Interest rate climate pushes popularity for alternative loan products

Black Knight: Rate-lock dollar volume shows modest increase from January to February

With interest rates resuming their upward climb, consumer interest in alternative products such as jumbo loans and adjustable-rate mortgages (ARMs) saw higher demand in February, Black Knight reported.

The company reported that rate-lock dollar volumes rose 2% from January to February even as the number of locks declined. Lenders shifted production toward jumbo products that exceed conforming loan limits.

Interest rates on 30-year conforming loans averaged 6.68% at the end of February, up 52 basis points from a month earlier. Rates for jumbo loans, meanwhile, increased by only 7 basis points during this time to reach an average of 6.43%. Additionally, the ARM share of mortgage rate locks jumped back above 10% last month.

“As rates resumed their upward trajectory in February, borrowers responded predictably, moving toward more rate-favorable offerings,” said Kevin McMahon, president of Black Knight division Optimal Blue.

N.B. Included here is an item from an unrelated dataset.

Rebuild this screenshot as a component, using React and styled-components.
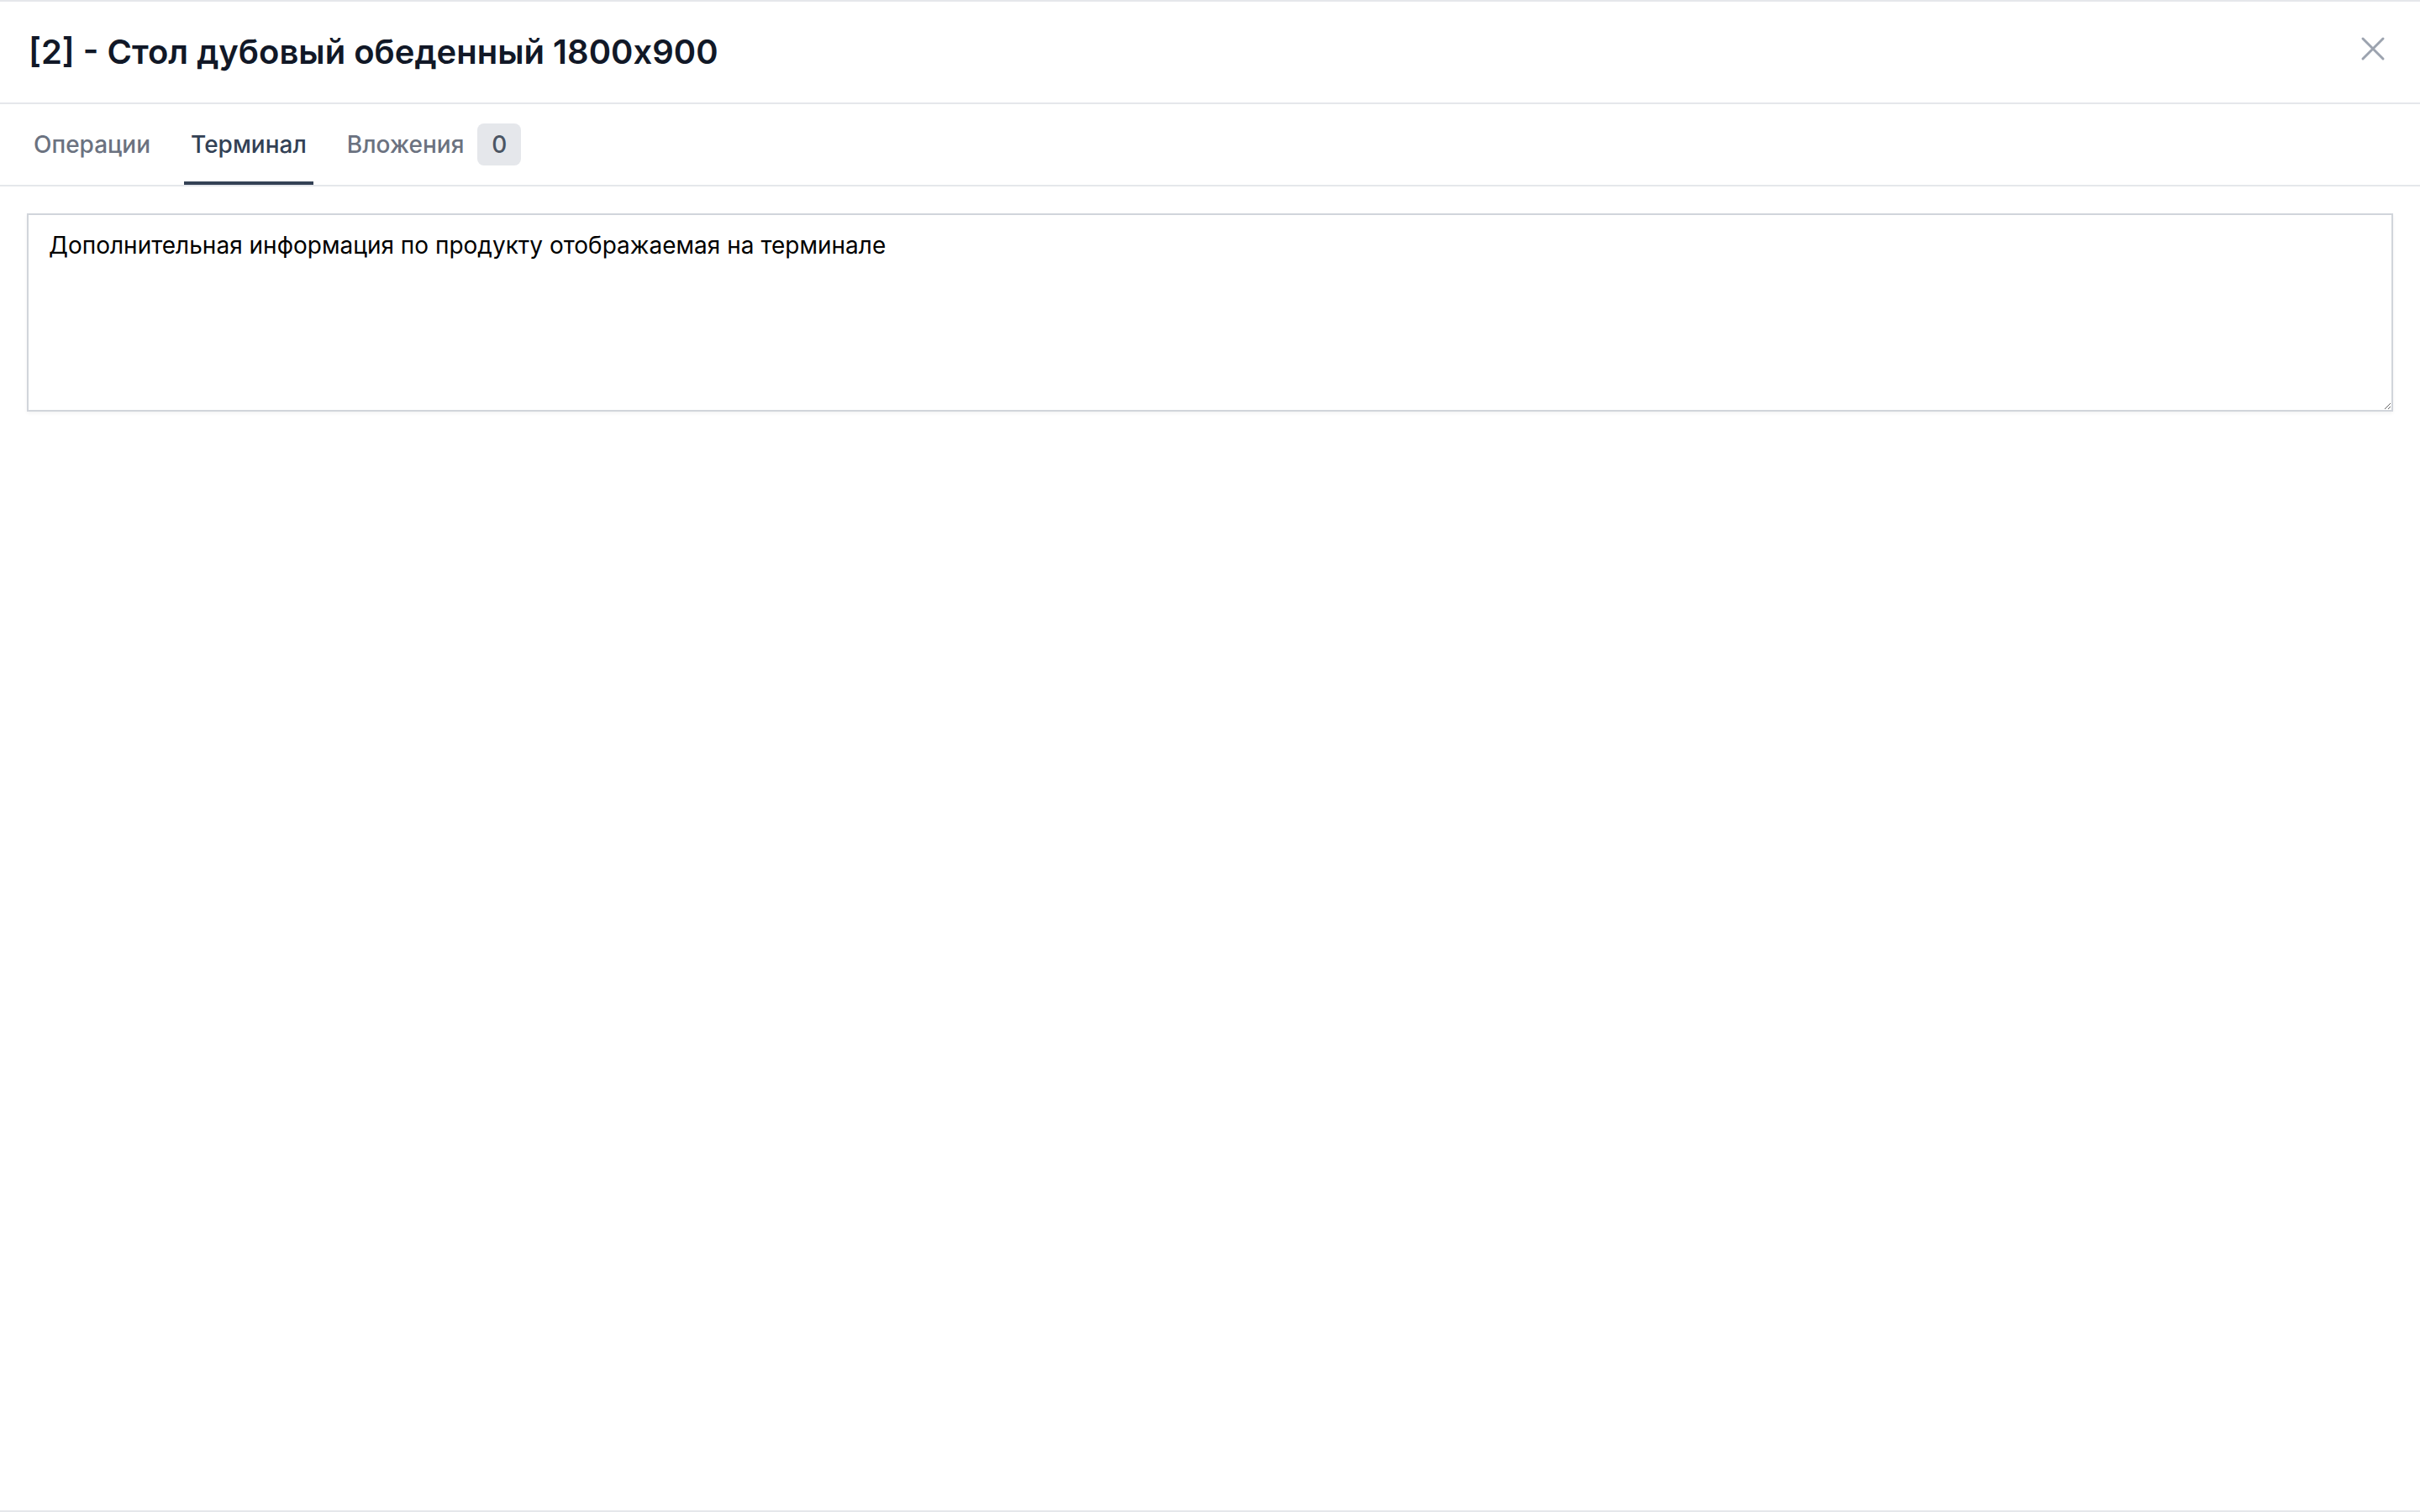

“That included a shift to jumbos, ARMs and other nonconforming products in the month. With refinance activity basically at a floor, all eyes are on the purchase market. And yet such lock volumes remain more than 40% down from last year’s level, with the triple-threat of rate, affordability and inventory challenges still looming large for the foreseeable future.”

All types of nonconforming loans, include jumbos and other products with expanded guidelines, grew to 12.2% of all rate locks in February. Conforming loans, as well as Federal Housing Administration and U.S. Department of Veterans Affairs products, lost share during the month.

Dollar volumes for purchase loan locks grew by 4% during the month, but the number of purchase loan locks remain low by recent historical standards. They were down 42% on a year-over-year basis and were 35% below pre-pandemic levels of February 2020. The average purchase loan size rose to $349,000 (up $9,000 from January).

The refinance share of the market returned to 14%, matching the low point of the current cycle first reached in October 2022. Cash-out refi locks fell by 11% from January to February due to the spike in interest rates.

The average rate for a 30-year fixed mortgage briefly dropped below 6% early in February, the first time that had occurred since September 2022, Black Knight reported. But even as borrower demand returned as that threshold was reached, it retreated just as quickly as rates climbed back above 6.5%.